WHAT IS EXPECTED:
Starting at the line that has "Recreate this image" and stopping after the line that has "import clsx from", reproduce the listing below exactly; omit everything else.

----- DATA FOR THIS TASK -----

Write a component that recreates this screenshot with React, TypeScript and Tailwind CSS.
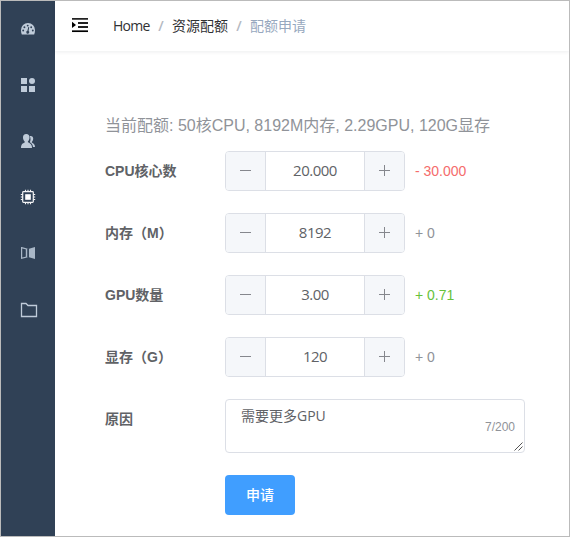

-----
----- DATA FOR THIS TASK -----

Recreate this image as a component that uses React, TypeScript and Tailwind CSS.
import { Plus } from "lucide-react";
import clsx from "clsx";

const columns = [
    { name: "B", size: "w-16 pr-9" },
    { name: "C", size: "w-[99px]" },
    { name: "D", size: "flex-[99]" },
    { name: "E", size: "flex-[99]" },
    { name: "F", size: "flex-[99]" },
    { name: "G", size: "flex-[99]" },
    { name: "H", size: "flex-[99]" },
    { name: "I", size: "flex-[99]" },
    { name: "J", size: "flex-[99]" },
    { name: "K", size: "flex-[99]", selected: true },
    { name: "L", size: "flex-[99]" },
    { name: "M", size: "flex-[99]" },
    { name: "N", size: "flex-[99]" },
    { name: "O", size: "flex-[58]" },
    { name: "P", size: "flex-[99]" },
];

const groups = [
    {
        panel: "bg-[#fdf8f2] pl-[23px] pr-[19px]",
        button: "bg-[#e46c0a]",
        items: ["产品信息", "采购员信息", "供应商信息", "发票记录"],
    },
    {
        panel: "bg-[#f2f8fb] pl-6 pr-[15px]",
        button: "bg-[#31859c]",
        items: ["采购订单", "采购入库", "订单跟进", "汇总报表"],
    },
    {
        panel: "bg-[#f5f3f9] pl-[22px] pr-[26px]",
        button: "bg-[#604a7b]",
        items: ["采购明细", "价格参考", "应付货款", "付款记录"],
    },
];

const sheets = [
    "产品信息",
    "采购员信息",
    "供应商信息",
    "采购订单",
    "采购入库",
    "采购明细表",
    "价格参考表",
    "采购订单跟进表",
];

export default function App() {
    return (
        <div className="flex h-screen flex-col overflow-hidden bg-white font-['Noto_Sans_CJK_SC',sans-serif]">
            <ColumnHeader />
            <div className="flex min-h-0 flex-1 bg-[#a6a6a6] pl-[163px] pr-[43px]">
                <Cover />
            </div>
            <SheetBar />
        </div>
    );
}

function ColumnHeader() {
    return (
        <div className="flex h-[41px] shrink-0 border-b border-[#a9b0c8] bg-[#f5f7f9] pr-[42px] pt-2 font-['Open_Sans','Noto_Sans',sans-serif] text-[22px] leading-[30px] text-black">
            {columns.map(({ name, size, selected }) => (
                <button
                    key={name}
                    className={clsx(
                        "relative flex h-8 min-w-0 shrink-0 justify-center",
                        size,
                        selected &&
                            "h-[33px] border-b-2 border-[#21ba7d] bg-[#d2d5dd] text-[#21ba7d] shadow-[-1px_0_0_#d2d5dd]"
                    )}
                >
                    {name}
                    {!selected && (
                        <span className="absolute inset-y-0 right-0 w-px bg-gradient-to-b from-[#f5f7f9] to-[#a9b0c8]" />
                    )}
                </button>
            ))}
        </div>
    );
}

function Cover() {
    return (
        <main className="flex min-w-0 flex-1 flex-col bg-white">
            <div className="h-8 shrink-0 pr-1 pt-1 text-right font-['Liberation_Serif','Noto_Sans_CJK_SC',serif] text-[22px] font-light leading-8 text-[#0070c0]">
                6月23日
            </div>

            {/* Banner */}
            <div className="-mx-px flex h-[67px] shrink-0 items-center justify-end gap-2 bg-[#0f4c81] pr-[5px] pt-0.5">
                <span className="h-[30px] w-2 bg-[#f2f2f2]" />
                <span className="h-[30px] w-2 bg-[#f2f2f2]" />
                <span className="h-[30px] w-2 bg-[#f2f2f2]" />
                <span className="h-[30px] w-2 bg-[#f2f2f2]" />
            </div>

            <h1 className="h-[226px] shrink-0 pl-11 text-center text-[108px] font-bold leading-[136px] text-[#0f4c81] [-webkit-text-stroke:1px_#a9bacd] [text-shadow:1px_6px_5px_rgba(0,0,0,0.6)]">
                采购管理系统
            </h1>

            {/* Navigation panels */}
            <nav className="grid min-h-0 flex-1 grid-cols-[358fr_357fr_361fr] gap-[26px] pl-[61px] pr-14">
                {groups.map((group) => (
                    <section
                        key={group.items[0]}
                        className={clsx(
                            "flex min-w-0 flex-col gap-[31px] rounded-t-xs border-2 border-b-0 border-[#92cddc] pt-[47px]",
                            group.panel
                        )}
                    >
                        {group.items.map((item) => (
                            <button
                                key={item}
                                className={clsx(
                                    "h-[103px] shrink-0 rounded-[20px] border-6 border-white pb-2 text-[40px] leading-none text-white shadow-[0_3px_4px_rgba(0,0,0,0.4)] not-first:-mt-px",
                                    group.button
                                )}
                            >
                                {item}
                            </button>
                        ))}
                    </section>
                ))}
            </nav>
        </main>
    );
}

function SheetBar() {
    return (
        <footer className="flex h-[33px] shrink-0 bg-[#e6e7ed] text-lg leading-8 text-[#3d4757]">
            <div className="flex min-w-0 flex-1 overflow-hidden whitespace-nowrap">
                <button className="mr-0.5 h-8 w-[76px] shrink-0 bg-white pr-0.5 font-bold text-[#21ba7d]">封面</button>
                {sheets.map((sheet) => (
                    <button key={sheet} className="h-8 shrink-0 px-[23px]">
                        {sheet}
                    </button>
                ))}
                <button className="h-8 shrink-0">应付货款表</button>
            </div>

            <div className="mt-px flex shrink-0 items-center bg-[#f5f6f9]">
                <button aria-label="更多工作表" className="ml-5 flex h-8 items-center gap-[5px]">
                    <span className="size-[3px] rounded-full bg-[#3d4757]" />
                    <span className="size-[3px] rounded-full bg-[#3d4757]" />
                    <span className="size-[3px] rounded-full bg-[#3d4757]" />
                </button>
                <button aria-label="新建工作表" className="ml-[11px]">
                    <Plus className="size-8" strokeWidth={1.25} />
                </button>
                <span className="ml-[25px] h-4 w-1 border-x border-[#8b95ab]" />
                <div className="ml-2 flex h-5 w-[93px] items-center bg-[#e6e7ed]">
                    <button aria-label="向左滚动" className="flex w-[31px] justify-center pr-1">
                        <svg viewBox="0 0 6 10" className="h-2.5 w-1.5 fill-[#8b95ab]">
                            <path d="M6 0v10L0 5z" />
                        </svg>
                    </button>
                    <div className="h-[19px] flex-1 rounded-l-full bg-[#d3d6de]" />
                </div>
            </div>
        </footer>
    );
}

-----

FINAL ANSWER:
Recreate this image as a component that uses React, TypeScript and Tailwind CSS.
import { Plus } from "lucide-react";
import clsx from "clsx";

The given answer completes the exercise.